--- BEGIN ---

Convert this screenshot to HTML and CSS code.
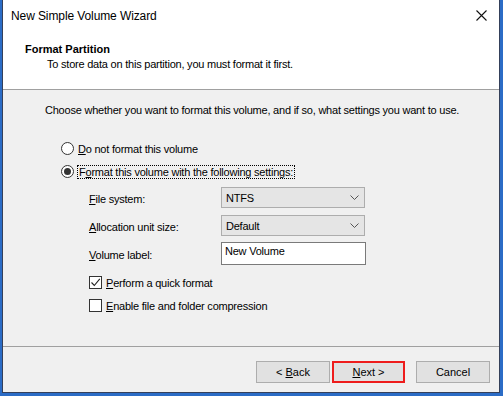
FILE: index.html
```html
<!DOCTYPE html>
<html lang="en">
<head>
  <meta charset="UTF-8">
  <title>New Simple Volume Wizard</title>
  <link rel="stylesheet" href="styles.css">
</head>
<body>
  <div class="window">
    <!-- title bar -->
    <div class="titlebar">
      <span class="title">New Simple Volume Wizard</span>
      <svg class="close" width="11" height="11" viewBox="0 0 11 11">
        <path d="M0.5 0.5 L10.5 10.5 M10.5 0.5 L0.5 10.5" stroke="#111" stroke-width="1.1" fill="none"/>
      </svg>
    </div>

    <!-- page header -->
    <div class="header">
      <div class="header-title">Format Partition</div>
      <div class="header-sub">To store data on this partition, you must format it first.</div>
    </div>

    <div class="content">
      <p class="intro">Choose whether you want to format this volume, and if so, what settings you want to use.</p>

      <div class="radios">
        <label class="radio-row">
          <span class="radio"></span>
          <span><u>D</u>o not format this volume</span>
        </label>
        <label class="radio-row">
          <span class="radio checked"></span>
          <span class="focus">F<u>o</u>rmat this volume with the following settings:</span>
        </label>
      </div>

      <div class="settings">
        <span class="label"><u>F</u>ile system:</span>
        <div class="select">NTFS<svg class="chev" width="9" height="5" viewBox="0 0 9 5"><path d="M0.5 0.5 L4.5 4.5 L8.5 0.5" stroke="#555" fill="none"/></svg></div>

        <span class="label row2"><u>A</u>llocation unit size:</span>
        <div class="select row2">Default<svg class="chev" width="9" height="5" viewBox="0 0 9 5"><path d="M0.5 0.5 L4.5 4.5 L8.5 0.5" stroke="#555" fill="none"/></svg></div>

        <span class="label row3"><u>V</u>olume label:</span>
        <div class="textbox row3">New Volume</div>
      </div>

      <div class="checks">
        <label class="check-row">
          <span class="checkbox">
            <svg width="11" height="11" viewBox="0 0 11 11"><path d="M1.5 5.5 L4.3 8.5 L9.8 1.8" stroke="#222" stroke-width="1.1" fill="none"/></svg>
          </span>
          <span><u>P</u>erform a quick format</span>
        </label>
        <label class="check-row">
          <span class="checkbox"></span>
          <span><u>E</u>nable file and folder compression</span>
        </label>
      </div>
    </div>

    <div class="footer">
      <button class="btn">&lt; <u>B</u>ack</button>
      <button class="btn btn-next"><u>N</u>ext &gt;</button>
      <button class="btn btn-cancel">Cancel</button>
    </div>
  </div>
</body>
</html>
```

FILE: styles.css
```css
body {
  margin: 0;
  height: 396px;
  overflow: hidden;
  background: #2b6cc6;
  font-family: "Liberation Sans", Arial, sans-serif;
  font-size: 11px;
  letter-spacing: -0.22px;
  color: #000;
}
.window {
  box-sizing: border-box;
  margin-left: 2px;
  width: 498px;
  height: 393px;
  background: #f0f0f0;
  border: 1px solid #34405a;
  border-top: none;
  display: flex;
  flex-direction: column;
}
.titlebar {
  height: 31px;
  background: #fff;
  display: flex;
  align-items: center;
  justify-content: space-between;
  padding: 0 10px 0 8px;
}
.title {
  font-size: 12px;
  letter-spacing: -0.1px;
  padding-top: 1px;
}
.close { margin-right: 2px; }
.header {
  height: 59px;
  background: #fff;
  border-bottom: 1px solid #a0a0a0;
  padding-left: 22px;
  box-sizing: border-box;
}
.header-title {
  font-weight: bold;
  letter-spacing: 0;
  margin-top: 11px;
  line-height: 14px;
}
.header-sub {
  margin-left: 22px;
  margin-top: 1px;
  line-height: 14px;
}
.content {
  flex: 1;
  padding: 14px 0 0 42px;
  border-bottom: 1px solid #a0a0a0;
}
.intro {
  margin: 0;
  line-height: 13px;
}
.radios {
  margin: 20px 0 0 16px;
}
.radio-row, .check-row {
  display: flex;
  align-items: center;
  height: 23px;
  gap: 4px;
}
.radio {
  box-sizing: border-box;
  width: 13px;
  height: 13px;
  border: 1px solid #333;
  border-radius: 50%;
  background: #fff;
  display: flex;
  align-items: center;
  justify-content: center;
}
.radio.checked::after {
  content: "";
  width: 7px;
  height: 7px;
  border-radius: 50%;
  background: #333;
}
.focus {
  outline: 1px dotted #000;
  outline-offset: 0;
  padding: 0 1px;
  line-height: 12px;
}
.settings {
  display: grid;
  grid-template-columns: 132px 144px;
  grid-template-rows: 21px 21px 23px;
  row-gap: 7px;
  margin: 4px 0 0 44px;
  align-items: center;
}
.settings .row3 { margin-top: -2px; }
.label { padding-top: 2px; }
.select {
  box-sizing: border-box;
  height: 21px;
  background: #e5e5e5;
  border: 1px solid #adadad;
  display: flex;
  align-items: center;
  justify-content: space-between;
  padding: 0 5px 0 4px;
}
.textbox {
  box-sizing: border-box;
  height: 23px;
  background: #fff;
  border: 1px solid #7a7a7a;
  padding: 2px 3px;
  width: 145px;
}
.checks {
  margin: 5px 0 0 44px;
}
.checkbox {
  box-sizing: border-box;
  width: 13px;
  height: 13px;
  border: 1px solid #333;
  background: #fff;
  display: flex;
  align-items: center;
  justify-content: center;
}
.footer {
  height: 45px;
  display: flex;
  align-items: flex-start;
  justify-content: flex-end;
  padding: 14px 9px 0 0;
  box-sizing: border-box;
}
.btn {
  box-sizing: border-box;
  width: 74px;
  height: 22px;
  background: #e1e1e1;
  border: 1px solid #adadad;
  font-family: "Liberation Sans", Arial, sans-serif;
  font-size: 11px;
  color: #000;
  padding: 0;
}
.btn-next {
  margin-left: 2px;
  border: 2px solid #ee1d1d;
  width: 73px;
}
.btn-cancel { margin-left: 11px; }
```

--- END ---

Task:
Quote the full listing above word for word; exclude every picture from the copy.

Completed exercise:
Convert this screenshot to HTML and CSS code.
FILE: index.html
```html
<!DOCTYPE html>
<html lang="en">
<head>
  <meta charset="UTF-8">
  <title>New Simple Volume Wizard</title>
  <link rel="stylesheet" href="styles.css">
</head>
<body>
  <div class="window">
    <!-- title bar -->
    <div class="titlebar">
      <span class="title">New Simple Volume Wizard</span>
      <svg class="close" width="11" height="11" viewBox="0 0 11 11">
        <path d="M0.5 0.5 L10.5 10.5 M10.5 0.5 L0.5 10.5" stroke="#111" stroke-width="1.1" fill="none"/>
      </svg>
    </div>

    <!-- page header -->
    <div class="header">
      <div class="header-title">Format Partition</div>
      <div class="header-sub">To store data on this partition, you must format it first.</div>
    </div>

    <div class="content">
      <p class="intro">Choose whether you want to format this volume, and if so, what settings you want to use.</p>

      <div class="radios">
        <label class="radio-row">
          <span class="radio"></span>
          <span><u>D</u>o not format this volume</span>
        </label>
        <label class="radio-row">
          <span class="radio checked"></span>
          <span class="focus">F<u>o</u>rmat this volume with the following settings:</span>
        </label>
      </div>

      <div class="settings">
        <span class="label"><u>F</u>ile system:</span>
        <div class="select">NTFS<svg class="chev" width="9" height="5" viewBox="0 0 9 5"><path d="M0.5 0.5 L4.5 4.5 L8.5 0.5" stroke="#555" fill="none"/></svg></div>

        <span class="label row2"><u>A</u>llocation unit size:</span>
        <div class="select row2">Default<svg class="chev" width="9" height="5" viewBox="0 0 9 5"><path d="M0.5 0.5 L4.5 4.5 L8.5 0.5" stroke="#555" fill="none"/></svg></div>

        <span class="label row3"><u>V</u>olume label:</span>
        <div class="textbox row3">New Volume</div>
      </div>

      <div class="checks">
        <label class="check-row">
          <span class="checkbox">
            <svg width="11" height="11" viewBox="0 0 11 11"><path d="M1.5 5.5 L4.3 8.5 L9.8 1.8" stroke="#222" stroke-width="1.1" fill="none"/></svg>
          </span>
          <span><u>P</u>erform a quick format</span>
        </label>
        <label class="check-row">
          <span class="checkbox"></span>
          <span><u>E</u>nable file and folder compression</span>
        </label>
      </div>
    </div>

    <div class="footer">
      <button class="btn">&lt; <u>B</u>ack</button>
      <button class="btn btn-next"><u>N</u>ext &gt;</button>
      <button class="btn btn-cancel">Cancel</button>
    </div>
  </div>
</body>
</html>
```

FILE: styles.css
```css
body {
  margin: 0;
  height: 396px;
  overflow: hidden;
  background: #2b6cc6;
  font-family: "Liberation Sans", Arial, sans-serif;
  font-size: 11px;
  letter-spacing: -0.22px;
  color: #000;
}
.window {
  box-sizing: border-box;
  margin-left: 2px;
  width: 498px;
  height: 393px;
  background: #f0f0f0;
  border: 1px solid #34405a;
  border-top: none;
  display: flex;
  flex-direction: column;
}
.titlebar {
  height: 31px;
  background: #fff;
  display: flex;
  align-items: center;
  justify-content: space-between;
  padding: 0 10px 0 8px;
}
.title {
  font-size: 12px;
  letter-spacing: -0.1px;
  padding-top: 1px;
}
.close { margin-right: 2px; }
.header {
  height: 59px;
  background: #fff;
  border-bottom: 1px solid #a0a0a0;
  padding-left: 22px;
  box-sizing: border-box;
}
.header-title {
  font-weight: bold;
  letter-spacing: 0;
  margin-top: 11px;
  line-height: 14px;
}
.header-sub {
  margin-left: 22px;
  margin-top: 1px;
  line-height: 14px;
}
.content {
  flex: 1;
  padding: 14px 0 0 42px;
  border-bottom: 1px solid #a0a0a0;
}
.intro {
  margin: 0;
  line-height: 13px;
}
.radios {
  margin: 20px 0 0 16px;
}
.radio-row, .check-row {
  display: flex;
  align-items: center;
  height: 23px;
  gap: 4px;
}
.radio {
  box-sizing: border-box;
  width: 13px;
  height: 13px;
  border: 1px solid #333;
  border-radius: 50%;
  background: #fff;
  display: flex;
  align-items: center;
  justify-content: center;
}
.radio.checked::after {
  content: "";
  width: 7px;
  height: 7px;
  border-radius: 50%;
  background: #333;
}
.focus {
  outline: 1px dotted #000;
  outline-offset: 0;
  padding: 0 1px;
  line-height: 12px;
}
.settings {
  display: grid;
  grid-template-columns: 132px 144px;
  grid-template-rows: 21px 21px 23px;
  row-gap: 7px;
  margin: 4px 0 0 44px;
  align-items: center;
}
.settings .row3 { margin-top: -2px; }
.label { padding-top: 2px; }
.select {
  box-sizing: border-box;
  height: 21px;
  background: #e5e5e5;
  border: 1px solid #adadad;
  display: flex;
  align-items: center;
  justify-content: space-between;
  padding: 0 5px 0 4px;
}
.textbox {
  box-sizing: border-box;
  height: 23px;
  background: #fff;
  border: 1px solid #7a7a7a;
  padding: 2px 3px;
  width: 145px;
}
.checks {
  margin: 5px 0 0 44px;
}
.checkbox {
  box-sizing: border-box;
  width: 13px;
  height: 13px;
  border: 1px solid #333;
  background: #fff;
  display: flex;
  align-items: center;
  justify-content: center;
}
.footer {
  height: 45px;
  display: flex;
  align-items: flex-start;
  justify-content: flex-end;
  padding: 14px 9px 0 0;
  box-sizing: border-box;
}
.btn {
  box-sizing: border-box;
  width: 74px;
  height: 22px;
  background: #e1e1e1;
  border: 1px solid #adadad;
  font-family: "Liberation Sans", Arial, sans-serif;
  font-size: 11px;
  color: #000;
  padding: 0;
}
.btn-next {
  margin-left: 2px;
  border: 2px solid #ee1d1d;
  width: 73px;
}
.btn-cancel { margin-left: 11px; }
```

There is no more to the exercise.